Re: Modular fetch design proposal: Was: [HEADSUP] Deprecation of the ftp support in pkg

From: Baptiste Daroussin <>
Date: Mon, 24 Jan 2022 15:26:18 UTC
On Mon, Jan 24, 2022 at 03:46:39PM +0100, Jan Bramkamp wrote:
> On 24.01.22 09:12, Chris wrote:
> > On 2022-01-23 10:19, Patrick M. Hausen wrote:
> > > Hi all,
> > > 
> > > I did not really have an opinion on this, since we never used FTP,
> > > but I was a bit surprised by the suggestion to use SSH instead.
> > > 
> > > It never occurred to us that anything but HTTP(S) was possible.
> > > We simply run Nginx in a jail serving the packages that Poudriere
> > > produces for us. Setup time/effort: 5 minutes.
> > > 
> > > Now after this comment:
> > > 
> > > > Am 22.01.2022 um 09:35 schrieb Chris <>:
> > > > I find it's less "housekeeping" to use ftp(1) setup through
> > > > inetd(8) for pkg repos, than
> > > > via ssh.
> > > 
> > > I understand the appeal of FTP.
> > > Maybe this discussion is focusing on the wrong topic. Perhaps
> > > we should consider including a light weight way to serve HTTP(S)
> > > in base? Like Lighttpd, which as far as I know comes with a BSD
> > > 3-clause equivalent license.
> > > 
> > > But then the general tendency has been to remove network services
> > > from base rather than introduce them. Like e.g. BIND.
> > > 
> > > So I really have no idea what the general opinion is, just wanted
> > > to throw in that IMHO HTTPS is the best protocol to the task and
> > > if some way to serve that could be included in base, I for one would
> > > appreciate that.
> > > 
> > > OTOH Chris, what's keeping you from installing a web server just
> > > serving static files?
> > Different environments/ different requirements. But habit as much as
> > anything else.
> > Ftp is trivial, has always been available. So I never even need to think
> > about it.
> > I perform mass installs/upgrades in large networks. There is no overhead
> > using ftp
> > either through a one-start | inetd. The clients are all started/used at
> > will.
> > It seems to me that removing features also removes value. IMHO the gain
> > from the
> > removal of transports as trivial as ftp(1) bring little to the table for
> > all
> > concerned. But that's just me. :-)
> Have you ever looked into a FTP protocol parser and what's required to get
> different FTP configurations through the NAT infested networks of today? FTP
> is an ugly protocol from the beginning of time that should have been put
> down decades ago.

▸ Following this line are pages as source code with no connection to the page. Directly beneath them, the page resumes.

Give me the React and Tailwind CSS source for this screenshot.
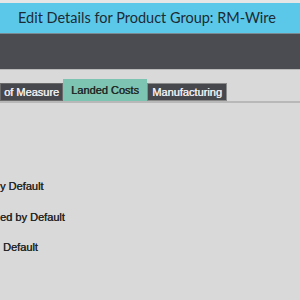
export default function App() {
  return (
    <div className="w-[300px] h-[300px] overflow-hidden bg-[#d9d9d9] flex flex-col whitespace-nowrap" style={{ fontFamily: '"Liberation Sans", Arial, sans-serif' }}>
      <div className="h-[3px] bg-[#e6e6e6] shrink-0" />
      <div className="h-[30px] shrink-0 bg-[#5cc8e9] flex items-center pl-[18px] text-[#1d2b33] text-[14.5px] leading-none" style={{ fontFamily: 'Lato, "Open Sans", sans-serif' }}>
        Edit Details for Product Group: RM-Wire
      </div>
      <div className="h-[1px] bg-[#7a8a92] shrink-0" />
      <div className="h-[35px] bg-[#4b4c51] shrink-0" />
      <div className="h-[1px] bg-[#b9b9b9] shrink-0" />
      <div className="pt-[9px] flex items-end border-b-2 border-[#b8b8b8] shrink-0">
        <div className="h-[18px] w-[63px] shrink-0 bg-[#47484d] text-[#ececef] text-[11px] flex items-center justify-center border border-[#6a6a6a]" style={{ textShadow: '0.4px 0 0 #ececef' }}>of Measure</div>
        <div className="h-[22px] w-[84px] shrink-0 bg-[#7ec4b2] text-[#1e2a28] text-[11px] flex items-center justify-center" style={{ textShadow: '0.4px 0 0 #1e2a28' }}>Landed Costs</div>
        <div className="h-[18px] w-[80px] shrink-0 bg-[#47484d] text-[#ececef] text-[11px] flex items-center justify-center border border-[#8a8a8a]" style={{ textShadow: '0.4px 0 0 #ececef' }}>Manufacturing</div>
      </div>
      <div className="flex flex-col text-[11px] text-[#262626] pt-[77px] leading-[12px]" style={{ textShadow: '0.3px 0 0 #262626' }}>
        <div>y Default</div>
        <div className="mt-[19px]">ed by Default</div>
        <div className="mt-[18px] pl-[3px]">Default</div>
      </div>
    </div>
  );
}
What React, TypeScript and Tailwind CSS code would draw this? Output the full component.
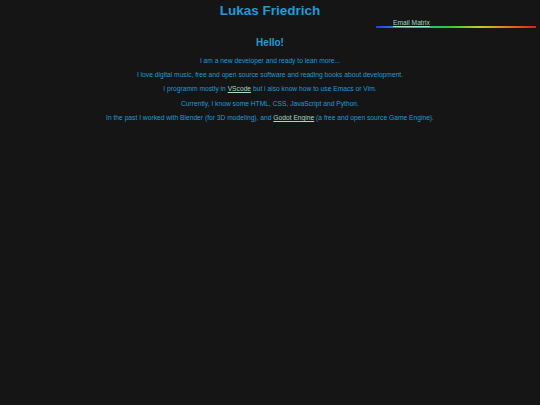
import React from 'react';

const App: React.FC = () => {
    return (
        <div className="min-h-[405px] bg-[#151515] text-[#1e9dd8] font-['Liberation_Sans',Arial,sans-serif]">
            <header className="flex flex-col items-center pt-[3px]">
                <h1 className="text-[13.5px] leading-[16px] font-bold">Lukas Friedrich</h1>
                <nav className="self-end mr-[4px] w-[160px]">
                    <div className="pl-[17px] text-[6.7px] leading-[7px]">
                        <a href="#" className="text-[#9fdcc0] underline">Email Matrix</a>
                    </div>
                    <div className="h-[2px] bg-[linear-gradient(to_right,#1f3fe0,#12b8d8_20%,#2ec838_45%,#c8c82a_65%,#e07a20_82%,#d81e1e)]" />
                </nav>
            </header>
            <main className="flex flex-col items-center text-center">
                <h2 className="mt-[9px] text-[10px] leading-[12px] font-bold">Hello!</h2>
                <div className="mt-[7.5px] flex flex-col gap-[6.7px] text-[6.7px] leading-[7.7px]">
                    <p>I am a new developer and ready to lean more...</p>
                    <p>I love digital music, free and open source software and reading books about development.</p>
                    <p>
                        I programm mostly in <a href="#" className="text-[#9fdcc0] underline">VScode</a> but i also know how to use Emacs or Vim.
                    </p>
                    <p>Currently, I know some HTML, CSS, JavaScript and Python.</p>
                    <p>
                        In the past I worked with Blender (for 3D modeling), and{' '}
                        <a href="#" className="text-[#9fdcc0] underline">Godot Engine</a> (a free and open source Game Engine).
                    </p>
                </div>
            </main>
        </div>
    );
};

export default App;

Even without pipelining HTTP saves several network round
> trips and poudriere already generates HTML and JSON status updates during
> builds as read only web ui.
> This thread has shown that users have deployed complex, fragile workarounds
> the limited protocol selection offered by pkg. I recommend adding a clean
> and official extension interface spawning fetch helper processes from a well
> known location outside of $PATH derived from the URI schema (e.g.
> ${PREFIX}/libexec/pkg/fetch-${SCHEMA}). To keep helpers simple and small
> they would be started in an execution environment (working directory,
> environment variables, minimal set of inherited file descriptors) to be
> prepared by pkg expecting the repository URI as first (and only?) argument.
> Reading a stream of pairs of file name (e.g. the package hash stored in the
> repository) and relative path per line to fetch from standard input into the
> inherited working directory allowing users to add their own transport
> helpers similar to git.
> To support progress updates and allow pkg to start the installation of fetch
> packages as soon as possible helpers could write lines with
> "${BYTES_FETCHED} ${BYTES_TOTAL} ${FILE}" to standard output periodically. A
> (permanent) transfer failure could be encoded by a negative $BYTES_FETCHED
> and a successfully completed transfer as $BYTES_FETCHED == $BYTES_TOTAL. If
> the helper doesn't know the file size it should be allowed to use negative
> $BYTES_TOTAL values in all but the last progress update (per fetched file).
> All transfers not reported as successfully completed or permanently failed
> are implicitly confirmed by exiting with EX_OK. Other exit codes implicitly
> fail all unconfirmed transfers. Pkg should clean up the working directory
> after the the helper has exited to delete partially transferred files (and
> anything else the helper may have left taking care not to follow symlinks).
> Pkg should apply resource limits and drop privileges (when running as root)
> before exec()ing into the helper. Well written helpers can use capsicum to
> provide further defense in depth.
> The package repository already contains the the expected package sizes. As
> an optimization for dealing with out of sync mirrors the known file sizes
> can be matched against positive file sizes reported by helpers to fail
> quickly.
> Refactoring all supported protocols to use this interface would reduce the
> complexity of pkg itself.
> This design can be further extended with more features (and potential for
> bugs) until we end up with something similar to the git annex external
> special remote protocol
> (
> if there are enough relevant use cases justifying the additional complexity
> in pkg and its file transfer helpers.

YEs I have something like that in mind, the actually I refactored slowly the
fetch code to become pluggable, which lead me to the deprecation of the ftp
protocol. and once the code here is clean enough we could imagine adding
external fetchers.

Best regards,